/---
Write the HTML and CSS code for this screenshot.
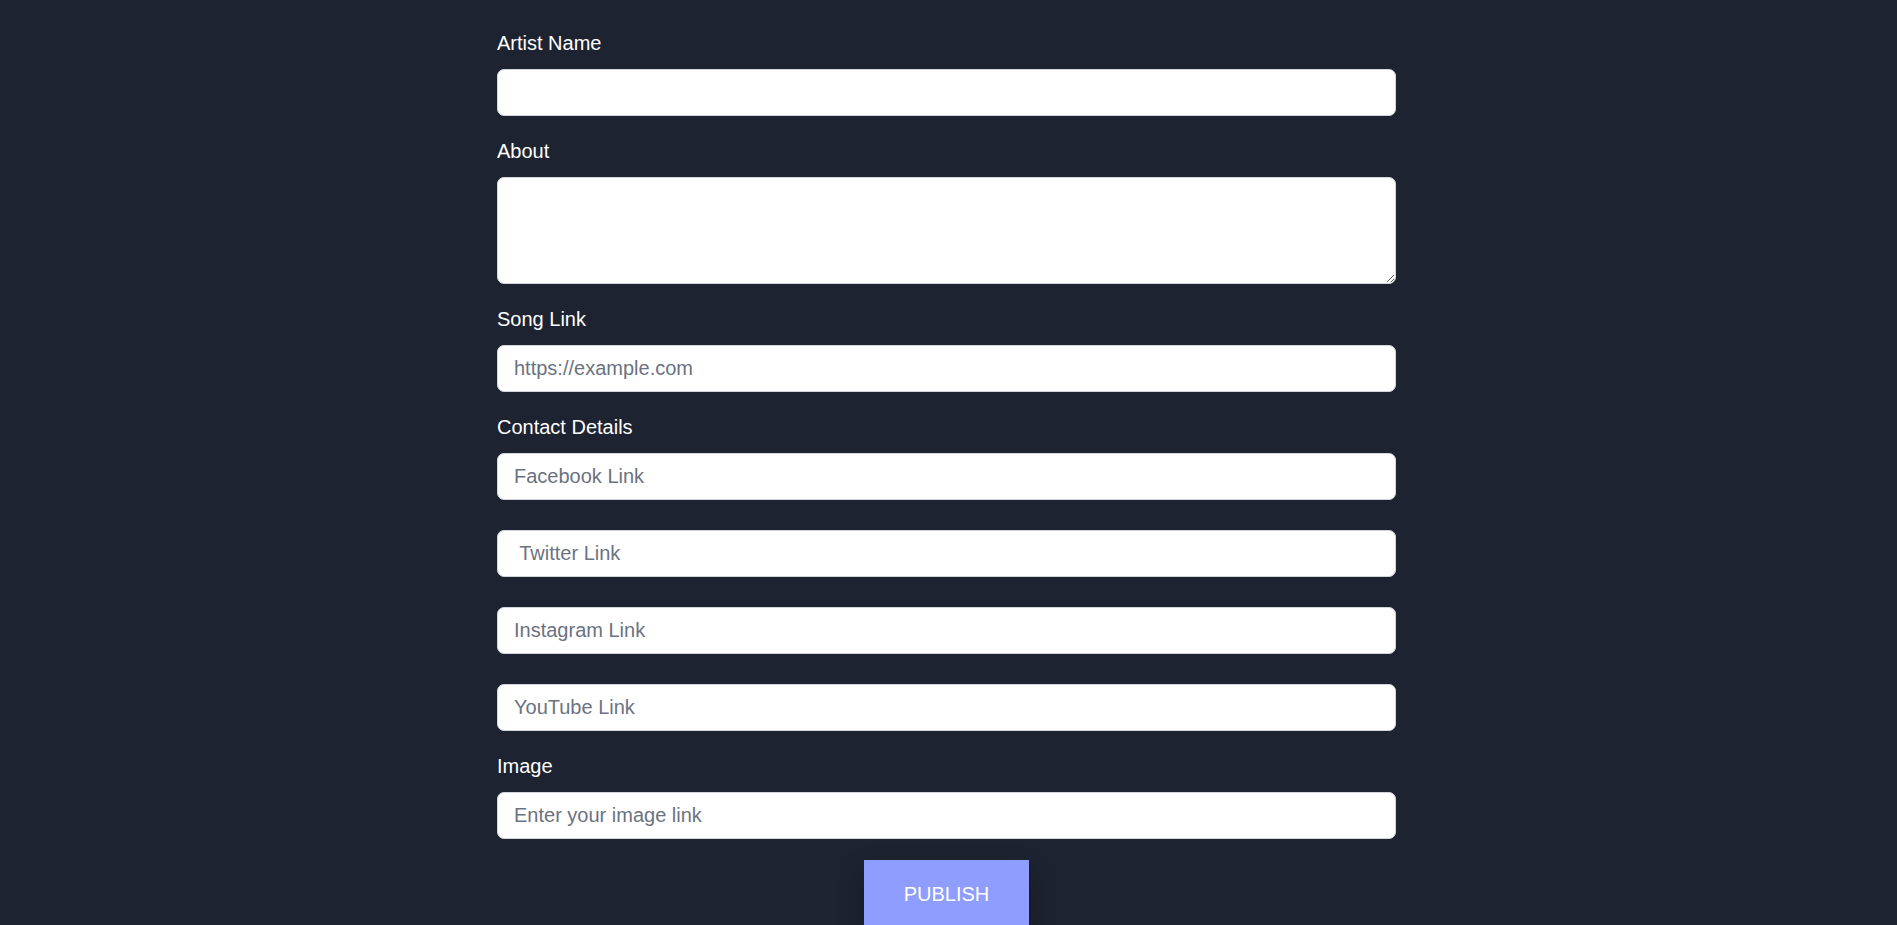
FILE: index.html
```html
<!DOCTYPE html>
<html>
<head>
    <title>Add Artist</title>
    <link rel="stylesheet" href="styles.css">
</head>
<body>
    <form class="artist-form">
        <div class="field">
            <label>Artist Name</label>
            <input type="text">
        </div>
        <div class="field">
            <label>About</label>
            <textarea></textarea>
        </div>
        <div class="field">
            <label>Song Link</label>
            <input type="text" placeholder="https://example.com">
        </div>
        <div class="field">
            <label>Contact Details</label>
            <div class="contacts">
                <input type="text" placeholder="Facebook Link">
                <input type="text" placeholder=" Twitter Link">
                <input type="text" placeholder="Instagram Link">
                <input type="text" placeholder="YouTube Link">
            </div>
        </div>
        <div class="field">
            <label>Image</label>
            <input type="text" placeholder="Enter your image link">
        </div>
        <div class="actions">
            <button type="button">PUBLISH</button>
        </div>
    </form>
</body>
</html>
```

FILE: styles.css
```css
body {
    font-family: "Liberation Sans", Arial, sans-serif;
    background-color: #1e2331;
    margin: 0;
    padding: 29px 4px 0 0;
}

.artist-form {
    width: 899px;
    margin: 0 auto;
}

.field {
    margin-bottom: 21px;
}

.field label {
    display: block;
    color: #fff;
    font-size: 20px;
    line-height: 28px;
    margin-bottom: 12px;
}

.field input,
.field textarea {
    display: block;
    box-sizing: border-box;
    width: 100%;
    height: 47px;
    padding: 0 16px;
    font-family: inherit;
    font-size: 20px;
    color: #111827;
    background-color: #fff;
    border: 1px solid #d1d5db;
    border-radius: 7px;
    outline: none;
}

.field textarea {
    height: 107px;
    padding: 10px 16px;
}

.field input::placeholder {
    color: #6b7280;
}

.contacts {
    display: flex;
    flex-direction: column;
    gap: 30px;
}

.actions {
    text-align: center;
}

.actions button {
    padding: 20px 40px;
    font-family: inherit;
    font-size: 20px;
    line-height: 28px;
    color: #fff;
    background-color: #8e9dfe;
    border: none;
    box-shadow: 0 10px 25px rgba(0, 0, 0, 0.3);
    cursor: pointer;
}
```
\---
All of the material above needs to be restated exactly, with no pictures.

Write the HTML and CSS code for this screenshot.
FILE: index.html
```html
<!DOCTYPE html>
<html>
<head>
    <title>Add Artist</title>
    <link rel="stylesheet" href="styles.css">
</head>
<body>
    <form class="artist-form">
        <div class="field">
            <label>Artist Name</label>
            <input type="text">
        </div>
        <div class="field">
            <label>About</label>
            <textarea></textarea>
        </div>
        <div class="field">
            <label>Song Link</label>
            <input type="text" placeholder="https://example.com">
        </div>
        <div class="field">
            <label>Contact Details</label>
            <div class="contacts">
                <input type="text" placeholder="Facebook Link">
                <input type="text" placeholder=" Twitter Link">
                <input type="text" placeholder="Instagram Link">
                <input type="text" placeholder="YouTube Link">
            </div>
        </div>
        <div class="field">
            <label>Image</label>
            <input type="text" placeholder="Enter your image link">
        </div>
        <div class="actions">
            <button type="button">PUBLISH</button>
        </div>
    </form>
</body>
</html>
```

FILE: styles.css
```css
body {
    font-family: "Liberation Sans", Arial, sans-serif;
    background-color: #1e2331;
    margin: 0;
    padding: 29px 4px 0 0;
}

.artist-form {
    width: 899px;
    margin: 0 auto;
}

.field {
    margin-bottom: 21px;
}

.field label {
    display: block;
    color: #fff;
    font-size: 20px;
    line-height: 28px;
    margin-bottom: 12px;
}

.field input,
.field textarea {
    display: block;
    box-sizing: border-box;
    width: 100%;
    height: 47px;
    padding: 0 16px;
    font-family: inherit;
    font-size: 20px;
    color: #111827;
    background-color: #fff;
    border: 1px solid #d1d5db;
    border-radius: 7px;
    outline: none;
}

.field textarea {
    height: 107px;
    padding: 10px 16px;
}

.field input::placeholder {
    color: #6b7280;
}

.contacts {
    display: flex;
    flex-direction: column;
    gap: 30px;
}

.actions {
    text-align: center;
}

.actions button {
    padding: 20px 40px;
    font-family: inherit;
    font-size: 20px;
    line-height: 28px;
    color: #fff;
    background-color: #8e9dfe;
    border: none;
    box-shadow: 0 10px 25px rgba(0, 0, 0, 0.3);
    cursor: pointer;
}
```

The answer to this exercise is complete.